To the hustlers, killers, murderers, drug dealers even the strippers (Jesus walks with them)
To the victims of Welfare for we living in hell here, hell yeah (Jesus walks with them)
Now hear ye hear ye want to see Thee more clearly
I know he hear me when my feet get weary
Cause we’re the almost nearly extinct
We rappers are role models we rap we don’t think
I ain’t here to argue about his facial features
Or here to convert atheists into believers
I’m just trying to say the way school need teachers
The way Kathie Lee needed Regis that’s the way I need Jesus
So I’m sat on the bus, minding my own business, iPod on shuffle as usual. And I’ve learned recently that when this happens, it means I’m about to learn something significant. Well this time around, Kanye West, Jesus Walks came on. I had forgotten that the song was there but it couldn’t have been more significant for me on this day.
It’s the day after the church shooting in Charleston, NC that took the lives of 9 African-Americans. I learned about it late last night but I don’t really think it registered for me. Yet this morning, when I heard about it again it hit me differently. I don’t get really emotional but this time was different.
As an African-American woman, my heart hurts for my nation and for the lives of the people who are affected by this tremendous tragedy. If there was ever a time that we needed Jesus, now would be it. How significant then, for this particular song to remind me the Jesus walks with me. He walks with my nation. He walks in and among the lives of the broken, the weary, and the marginalized. When we are weak, He is strong.
As I listened, the tears slowly came to my eyes as I listened to Kanye admit how much he needs Jesus in the face of oppression. His focus was not really to convert people or to be this statement of Christianity but to instead cry out to Jesus for how much he needs him. I think I cried because it can be easy to give up in the face of this awful situation. We need Jesus more and more in this time and that’s the only way we’ll make it through.

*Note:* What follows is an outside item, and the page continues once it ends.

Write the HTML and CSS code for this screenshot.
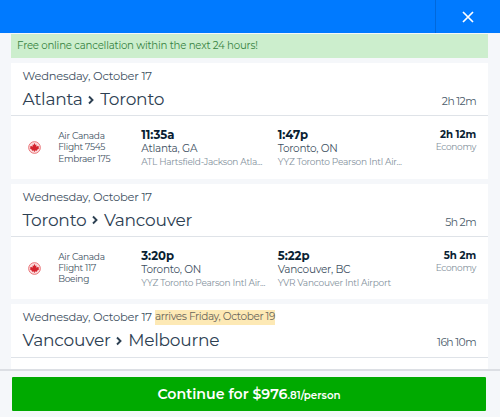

I think what also got me was the fact that this eloquent statement wasn’t coming from an artist who is incredibly culturally influential. He doesn’t make what we think of as ‘Christian music’ (I can’t stand that term and concept but we’re using it today.) yet here he is being incredibly vulnerable and real about how he needs Jesus. HE had the courage to be honest — even if it meant that it would reduce the amount of radio plays he got. I mean… Wow.
Even though this song is 11 years old, it still stands true. If anything, it means more now with the world being in the state that it is now. Who woulda thought that a 11 year old Kanye song could bring me close to tears?